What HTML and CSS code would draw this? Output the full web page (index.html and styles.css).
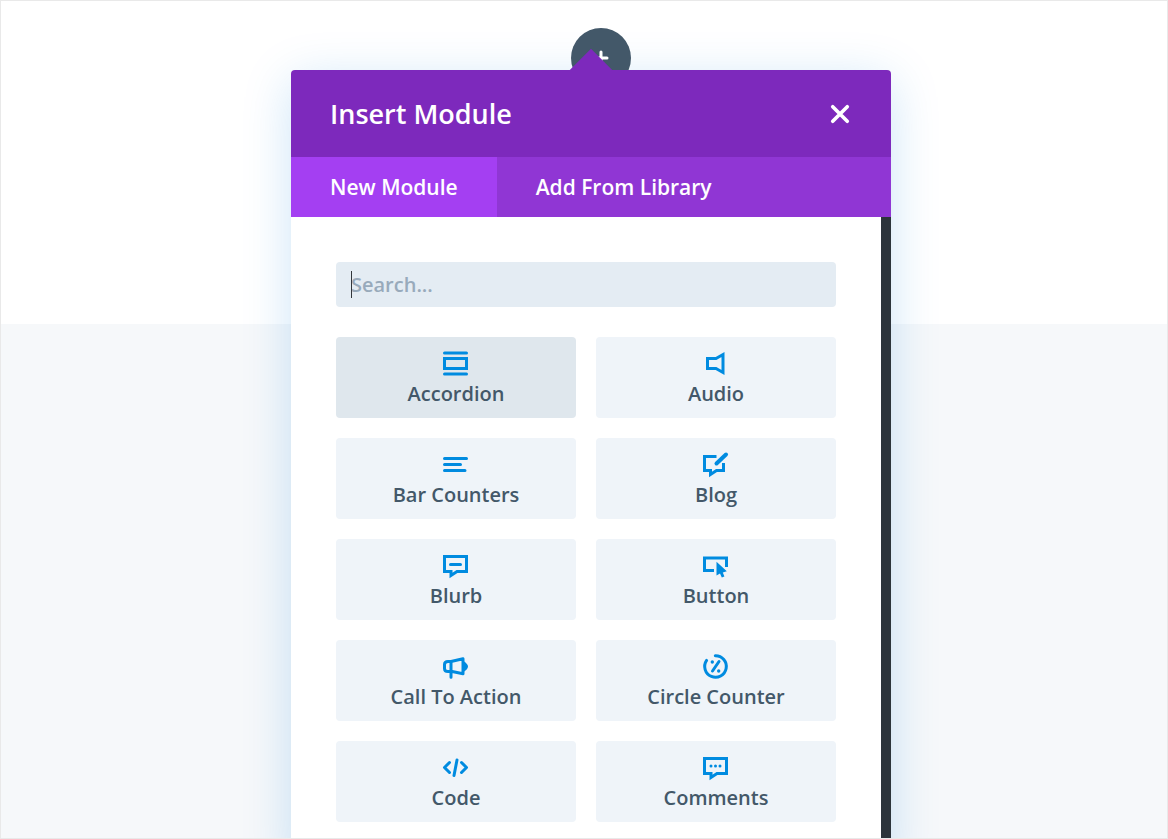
FILE: index.html
```html
<!DOCTYPE html>
<html lang="en">
<head>
    <meta charset="UTF-8">
    <meta name="viewport" content="width=device-width, initial-scale=1.0">
    <title>Insert Module</title>
    <link rel="stylesheet" href="styles.css">
</head>

<body>
<div class="page">
    <div class="modal">
        <button class="add-button" type="button" aria-label="Add module">
            <svg width="16" height="16" viewBox="0 0 16 16"><path d="M8 2v12M2 8h12"/></svg>
        </button>
        <span class="arrow"></span>

        <header class="modal-header">
            <h1>Insert Module</h1>
            <button class="close" type="button" aria-label="Close">
                <svg width="20" height="20" viewBox="0 0 22 22"><path d="M3 3l16 16M19 3L3 19"/></svg>
            </button>
        </header>

        <nav class="tabs">
            <button class="tab active" type="button">New Module</button>
            <button class="tab" type="button">Add From Library</button>
        </nav>

        <div class="modal-body">
            <div class="search">
                <input type="text" id="search" placeholder="Search..." aria-label="Search modules">
                <span class="caret"></span>
            </div>

            <div class="modules">
                <button class="module hover" type="button">
                    <svg class="icon" viewBox="0 0 28 28"><path d="M2.5 3h22M2.5 24h22" stroke-linecap="round"/><path d="M2.5 8.5h22v10h-22z"/></svg>
                    Accordion
                </button>
                <button class="module" type="button">
                    <svg class="icon" viewBox="0 0 28 28"><path d="M5.5 8.5h8.5l7-4v18l-7-4h-8.5z"/></svg>
                    Audio
                </button>
                <button class="module" type="button">
                    <svg class="icon round" viewBox="0 0 28 28"><path d="M2.5 7.5h22M2.5 13.5h16M2.5 19.5h20.5"/></svg>
                    Bar Counters
                </button>
                <button class="module" type="button">
                    <svg class="icon" viewBox="0 0 28 28"><path d="M14.5 5.5h-12v14h6v4l6-4h7v-7.5"/><path class="pen" d="M24 3.5L14.5 12.5"/></svg>
                    Blog
                </button>
                <button class="module" type="button">
                    <svg class="icon" viewBox="0 0 28 28"><path d="M2.5 4.5h22v15h-9.5l-6 4v-4h-6.5z"/><path d="M8.5 12.5h10" stroke-linecap="round"/></svg>
                    Blurb
                </button>
                <button class="module" type="button">
                    <svg class="icon" viewBox="0 0 28 28"><path d="M12 18.5h-9.5v-12.5h22v9"/><path class="solid" d="M14.5 9.8v13.7l3.5-1.9 1.8 4 2.6-1.100-1.6-3.900 4-1.300z"/></svg>
                    Button
                </button>
                <button class="module" type="button">
                    <svg class="icon round" viewBox="0 0 28 28"><path d="M9 8.5h-3q-3.5 0-3.5 3v4q0 3 3.5 3h3M9 8.5v15.7M9 8.5l12-2.7v15l-12-2.5"/><path class="solid" d="M21.5 8q4.5 3 4.5 5.500t-4.5 5.500z"/></svg>
                    Call To Action
                </button>
                <button class="module" type="button">
                    <svg class="icon round" viewBox="0 0 28 28"><path d="M13.3 2.7a10.8 10.8 0 1 1-8.7 4.7M17 8.5l-6.5 9.5"/><circle class="solid" cx="10.3" cy="9" r="1.7"/><circle class="solid" cx="16.7" cy="18" r="1.7"/></svg>
                    Circle Counter
                </button>
                <button class="module" type="button">
                    <svg class="icon round" viewBox="0 0 28 28"><path d="M7.5 8.5l-5 5 5 5M19.5 8.5l5 5-5 5M15 6l-3 15.5"/></svg>
                    Code
                </button>
                <button class="module" type="button">
                    <svg class="icon" viewBox="0 0 28 28"><path d="M2.5 4.5h22v15h-9.5l-6 4v-4h-6.5z"/><circle class="solid" cx="9" cy="12" r="1.5"/><circle class="solid" cx="13.5" cy="12" r="1.5"/><circle class="solid" cx="18" cy="12" r="1.5"/></svg>
                    Comments
                </button>
            </div>
        </div>
    </div>
</div>
</body>
</html>
```

FILE: styles.css
```css
* {
    box-sizing: border-box;
}
body {
    margin: 0;
    font-family: "Open Sans", sans-serif;
    font-weight: 600;
}
button {
    border: none;
    padding: 0;
    font: inherit;
    cursor: pointer;
}
svg {
    fill: none;
    stroke: currentColor;
    stroke-width: 3px;
}
.page {
    height: 100vh;
    overflow: hidden;
    border: 1px solid #e9e9e9;
    padding: 69px 0 0 14px;
    background: linear-gradient(#fff 323px, #f6f8fa 323px);
}

/* modal */
.modal {
    position: relative;
    width: 600px;
    max-width: 100%;
    min-height: 100%;
    margin: 0 auto;
    border-radius: 4px;
    background-color: #fff;
    box-shadow: 0 10px 50px rgba(0, 125, 220, 0.2);
}
.add-button {
    position: absolute;
    top: -42px;
    left: 280px;
    display: flex;
    align-items: center;
    justify-content: center;
    width: 60px;
    height: 60px;
    border-radius: 50%;
    background-color: #435869;
    color: #fff;
}
.add-button svg {
    stroke-linecap: round;
}
.arrow {
    position: absolute;
    top: -15px;
    left: 285px;
    width: 30px;
    height: 30px;
    background-color: #7d29bc;
    transform: rotate(45deg);
}
.modal-header {
    position: relative;
    display: flex;
    align-items: center;
    justify-content: space-between;
    height: 87px;
    padding: 0 41px 0 39px;
    border-radius: 4px 4px 0 0;
    background-color: #7d29bc;
    color: #fff;
}
.modal-header h1 {
    margin: 0;
    font-size: 27px;
    font-weight: 600;
}
.close {
    display: flex;
    background: none;
    color: #fff;
}
.close svg {
    stroke-width: 4px;
    stroke-linecap: round;
}
.tabs {
    display: flex;
    background-color: #9036d4;
}
.tab {
    height: 60px;
    padding: 0 39px;
    background: none;
    color: #fff;
    font-size: 21px;
}
.tab.active {
    background-color: #a43ff2;
}
.modal-body {
    padding: 45px;
    border-right: 10px solid #2c343b;
}

/* search */
.search {
    position: relative;
    margin-bottom: 30px;
}
.search input {
    display: block;
    width: 100%;
    height: 45px;
    padding: 0 15px;
    border: none;
    border-radius: 4px;
    background-color: #e4ecf3;
    color: #435869;
    font: inherit;
    font-size: 20px;
    outline: none;
}
.search input::placeholder {
    color: #98aabb;
    opacity: 1;
}
.caret {
    position: absolute;
    top: 9px;
    left: 15px;
    width: 1px;
    height: 27px;
    background-color: #32373c;
}

/* module list */
.modules {
    display: grid;
    grid-template-columns: 1fr 1fr;
    gap: 20px;
}
.module {
    display: flex;
    flex-direction: column;
    align-items: center;
    height: 81px;
    padding-top: 13px;
    border-radius: 4px;
    background-color: #eff4f9;
    color: #435869;
    font-size: 20px;
    line-height: 32px;
}
.module.hover {
    background-color: #dfe7ed;
}
.icon {
    flex: none;
    width: 28px;
    height: 28px;
    color: #008be0;
}
.icon.round {
    stroke-linecap: round;
    stroke-linejoin: round;
}
.icon .pen {
    stroke-width: 4px;
    stroke-linecap: round;
}
.icon .solid {
    fill: currentColor;
    stroke: none;
}
```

◆ TASK TO CARRY OUT
Output each line exactly; omit every picture.

◆ FINAL RESULT
What HTML and CSS code would draw this? Output the full web page (index.html and styles.css).
FILE: index.html
```html
<!DOCTYPE html>
<html lang="en">
<head>
    <meta charset="UTF-8">
    <meta name="viewport" content="width=device-width, initial-scale=1.0">
    <title>Insert Module</title>
    <link rel="stylesheet" href="styles.css">
</head>

<body>
<div class="page">
    <div class="modal">
        <button class="add-button" type="button" aria-label="Add module">
            <svg width="16" height="16" viewBox="0 0 16 16"><path d="M8 2v12M2 8h12"/></svg>
        </button>
        <span class="arrow"></span>

        <header class="modal-header">
            <h1>Insert Module</h1>
            <button class="close" type="button" aria-label="Close">
                <svg width="20" height="20" viewBox="0 0 22 22"><path d="M3 3l16 16M19 3L3 19"/></svg>
            </button>
        </header>

        <nav class="tabs">
            <button class="tab active" type="button">New Module</button>
            <button class="tab" type="button">Add From Library</button>
        </nav>

        <div class="modal-body">
            <div class="search">
                <input type="text" id="search" placeholder="Search..." aria-label="Search modules">
                <span class="caret"></span>
            </div>

            <div class="modules">
                <button class="module hover" type="button">
                    <svg class="icon" viewBox="0 0 28 28"><path d="M2.5 3h22M2.5 24h22" stroke-linecap="round"/><path d="M2.5 8.5h22v10h-22z"/></svg>
                    Accordion
                </button>
                <button class="module" type="button">
                    <svg class="icon" viewBox="0 0 28 28"><path d="M5.5 8.5h8.5l7-4v18l-7-4h-8.5z"/></svg>
                    Audio
                </button>
                <button class="module" type="button">
                    <svg class="icon round" viewBox="0 0 28 28"><path d="M2.5 7.5h22M2.5 13.5h16M2.5 19.5h20.5"/></svg>
                    Bar Counters
                </button>
                <button class="module" type="button">
                    <svg class="icon" viewBox="0 0 28 28"><path d="M14.5 5.5h-12v14h6v4l6-4h7v-7.5"/><path class="pen" d="M24 3.5L14.5 12.5"/></svg>
                    Blog
                </button>
                <button class="module" type="button">
                    <svg class="icon" viewBox="0 0 28 28"><path d="M2.5 4.5h22v15h-9.5l-6 4v-4h-6.5z"/><path d="M8.5 12.5h10" stroke-linecap="round"/></svg>
                    Blurb
                </button>
                <button class="module" type="button">
                    <svg class="icon" viewBox="0 0 28 28"><path d="M12 18.5h-9.5v-12.5h22v9"/><path class="solid" d="M14.5 9.8v13.7l3.5-1.9 1.8 4 2.6-1.100-1.6-3.900 4-1.300z"/></svg>
                    Button
                </button>
                <button class="module" type="button">
                    <svg class="icon round" viewBox="0 0 28 28"><path d="M9 8.5h-3q-3.5 0-3.5 3v4q0 3 3.5 3h3M9 8.5v15.7M9 8.5l12-2.7v15l-12-2.5"/><path class="solid" d="M21.5 8q4.5 3 4.5 5.500t-4.5 5.500z"/></svg>
                    Call To Action
                </button>
                <button class="module" type="button">
                    <svg class="icon round" viewBox="0 0 28 28"><path d="M13.3 2.7a10.8 10.8 0 1 1-8.7 4.7M17 8.5l-6.5 9.5"/><circle class="solid" cx="10.3" cy="9" r="1.7"/><circle class="solid" cx="16.7" cy="18" r="1.7"/></svg>
                    Circle Counter
                </button>
                <button class="module" type="button">
                    <svg class="icon round" viewBox="0 0 28 28"><path d="M7.5 8.5l-5 5 5 5M19.5 8.5l5 5-5 5M15 6l-3 15.5"/></svg>
                    Code
                </button>
                <button class="module" type="button">
                    <svg class="icon" viewBox="0 0 28 28"><path d="M2.5 4.5h22v15h-9.5l-6 4v-4h-6.5z"/><circle class="solid" cx="9" cy="12" r="1.5"/><circle class="solid" cx="13.5" cy="12" r="1.5"/><circle class="solid" cx="18" cy="12" r="1.5"/></svg>
                    Comments
                </button>
            </div>
        </div>
    </div>
</div>
</body>
</html>
```

FILE: styles.css
```css
* {
    box-sizing: border-box;
}
body {
    margin: 0;
    font-family: "Open Sans", sans-serif;
    font-weight: 600;
}
button {
    border: none;
    padding: 0;
    font: inherit;
    cursor: pointer;
}
svg {
    fill: none;
    stroke: currentColor;
    stroke-width: 3px;
}
.page {
    height: 100vh;
    overflow: hidden;
    border: 1px solid #e9e9e9;
    padding: 69px 0 0 14px;
    background: linear-gradient(#fff 323px, #f6f8fa 323px);
}

/* modal */
.modal {
    position: relative;
    width: 600px;
    max-width: 100%;
    min-height: 100%;
    margin: 0 auto;
    border-radius: 4px;
    background-color: #fff;
    box-shadow: 0 10px 50px rgba(0, 125, 220, 0.2);
}
.add-button {
    position: absolute;
    top: -42px;
    left: 280px;
    display: flex;
    align-items: center;
    justify-content: center;
    width: 60px;
    height: 60px;
    border-radius: 50%;
    background-color: #435869;
    color: #fff;
}
.add-button svg {
    stroke-linecap: round;
}
.arrow {
    position: absolute;
    top: -15px;
    left: 285px;
    width: 30px;
    height: 30px;
    background-color: #7d29bc;
    transform: rotate(45deg);
}
.modal-header {
    position: relative;
    display: flex;
    align-items: center;
    justify-content: space-between;
    height: 87px;
    padding: 0 41px 0 39px;
    border-radius: 4px 4px 0 0;
    background-color: #7d29bc;
    color: #fff;
}
.modal-header h1 {
    margin: 0;
    font-size: 27px;
    font-weight: 600;
}
.close {
    display: flex;
    background: none;
    color: #fff;
}
.close svg {
    stroke-width: 4px;
    stroke-linecap: round;
}
.tabs {
    display: flex;
    background-color: #9036d4;
}
.tab {
    height: 60px;
    padding: 0 39px;
    background: none;
    color: #fff;
    font-size: 21px;
}
.tab.active {
    background-color: #a43ff2;
}
.modal-body {
    padding: 45px;
    border-right: 10px solid #2c343b;
}

/* search */
.search {
    position: relative;
    margin-bottom: 30px;
}
.search input {
    display: block;
    width: 100%;
    height: 45px;
    padding: 0 15px;
    border: none;
    border-radius: 4px;
    background-color: #e4ecf3;
    color: #435869;
    font: inherit;
    font-size: 20px;
    outline: none;
}
.search input::placeholder {
    color: #98aabb;
    opacity: 1;
}
.caret {
    position: absolute;
    top: 9px;
    left: 15px;
    width: 1px;
    height: 27px;
    background-color: #32373c;
}

/* module list */
.modules {
    display: grid;
    grid-template-columns: 1fr 1fr;
    gap: 20px;
}
.module {
    display: flex;
    flex-direction: column;
    align-items: center;
    height: 81px;
    padding-top: 13px;
    border-radius: 4px;
    background-color: #eff4f9;
    color: #435869;
    font-size: 20px;
    line-height: 32px;
}
.module.hover {
    background-color: #dfe7ed;
}
.icon {
    flex: none;
    width: 28px;
    height: 28px;
    color: #008be0;
}
.icon.round {
    stroke-linecap: round;
    stroke-linejoin: round;
}
.icon .pen {
    stroke-width: 4px;
    stroke-linecap: round;
}
.icon .solid {
    fill: currentColor;
    stroke: none;
}
```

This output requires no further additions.